Managing Director to Kenya Apiculture Ventures Ms Pauline Achieng Otila said there was a need to boost honey production in the country to sustain the growing demand.

She hailed the national government for committing resources to forums that promote beekeeping as an alternative way of making money as climate change brings harsher weather.

“We will need to build capacity for all stakeholders and encourage bee farming as a way of boosting food security and enhancing economic empowerment, especially in rural areas.

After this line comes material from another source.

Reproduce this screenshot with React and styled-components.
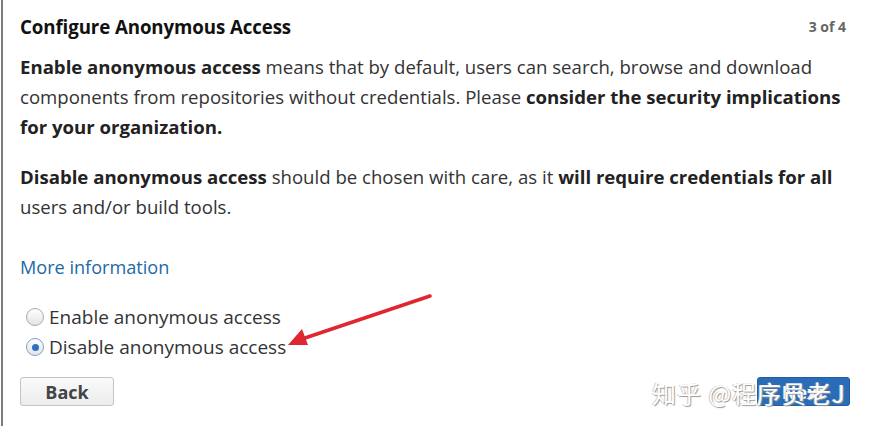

This should be coupled with planting a diversity of plants and indigenous trees in beekeeping areas, preventing deforestation and adopting farming practices that avoid the use of pesticides during the flowering period,” said Ms Otila.

The National Government has already donated 40 hives (20 Kenya top bar hives and 20 Langstroth hives) 10 harvesting gears and 2 honey extractors to beekeeping groups in Njoro and Naivasha Sub counties.